You do not rise to the level of your goals. You fall to the level of your systems. And the most powerful system you can build is one where someone else knows what you committed to.

What Real Accountability Looks Like

Accountability is not someone yelling at you. It is not guilt. It is not a drill sergeant breathing down your neck. That stuff does not work long-term and usually makes people quit faster.

Real accountability is simple. It is telling another person what you are going to do, when you are going to do it, and then checking in with them afterward. That is it. No drama. No complicated system.

The power is in the social commitment. When you tell someone you are going to run three times this week, something shifts in your brain. It is no longer just a private wish. It is a promise. And most people will work harder to keep a promise to someone else than they will to keep one to themselves.

This is not weakness. This is leverage. Smart people use every advantage they can get.

How to Find an Accountability Partner

You do not need a coach. You do not need to pay anyone. You need one person who is also working on something and who will show up consistently. That is the whole requirement.

Here is what to look for. Find someone who is serious about their own goals. Not someone who will just say "good job" no matter what. You want someone who will ask the uncomfortable question: "Did you actually do what you said you would do?"

This could be a friend, a coworker, a family member, or someone you meet in an online community. The relationship matters less than the commitment. Both of you need to agree to show up, be honest, and not let each other slide.

Set a simple check-in schedule. Once a week is enough to start. A five-minute text exchange works. You do not need hour-long calls. You just need the rhythm of reporting back to someone.

The Three Rules That Make It Work

Rule one: Be specific about your commitments. Do not say "I'm going to work on my business this week." Say "I'm going to finish the landing page copy by Thursday at 5 PM." Vague commitments are easy to dodge. Specific ones are not.

Rule two: Report honestly. If you did not do it, say you did not do it. Do not make excuses. Do not soften it. The whole point of accountability is truth. If you lie to your accountability partner, you are just lying to yourself with extra steps.

Rule three: Keep the check-ins short and consistent. Long gaps kill momentum. If you only check in once a month, the accountability fades. Weekly is the sweet spot. It is frequent enough to keep the pressure on but not so frequent that it becomes a chore.

What If You Do Not Have Anyone?

Not everyone has a person they can call on. That is fine. There are other ways to build accountability into your life.

Public commitment works. Post your goal somewhere visible. Write it on a whiteboard in your office. Tell your social media followers. The act of making it public creates the same psychological pressure as telling a partner.

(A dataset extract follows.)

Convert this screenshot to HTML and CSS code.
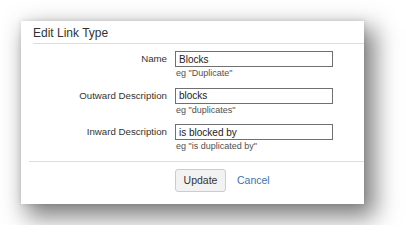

Tracking works too. Use the Habit Builder to log your daily actions. When you can see a streak building, you do not want to break it. That visual record becomes its own form of accountability.

Another option is journaling. Open the Journal Prompts tool and write down what you committed to and whether you followed through. Be honest on paper. Review it weekly. You would be surprised how powerful it is to see your own pattern of follow-through or failure written in your own words.

Accountability Is Not About Perfection

Here is something people get wrong. They think accountability means you have to hit every single goal every single week. That is not the point. The point is awareness.

When you have accountability, you notice your patterns. You see that you always skip your workout on Wednesdays. You notice that you procrastinate on the hard tasks until Friday afternoon. You catch yourself making the same excuse three weeks in a row.

That awareness is where change happens. You cannot fix what you cannot see. And accountability forces you to see clearly.

Missing a commitment is not failure. Missing a commitment and pretending it did not happen is failure. Accountability removes the pretending.

The Compounding Effect

Accountability does not just help you do one thing. It changes how you operate. When you build the habit of committing to something and following through, that confidence bleeds into everything else.

You start trusting yourself more. You start saying yes to harder challenges because you know you have a system that keeps you honest. Your self-image shifts from "someone who tries" to "someone who does."

That shift is worth more than any productivity hack or motivational video. It is the foundation that everything else is built on.

Start Today

Here is your move. Pick one goal you have been putting off. Just one. Write it down with a specific deadline. Then tell one person about it. Text a friend. Post it online. Write it in your journal. Whatever works.

Then set a check-in for the end of the week. Did you do it or not? No excuses. No stories. Just the truth.

That is how it starts. One commitment. One check-in. One honest answer. Do that enough times and you will not recognize yourself six months from now.

Stop trying to do it all alone. Get someone in your corner. That is how you win.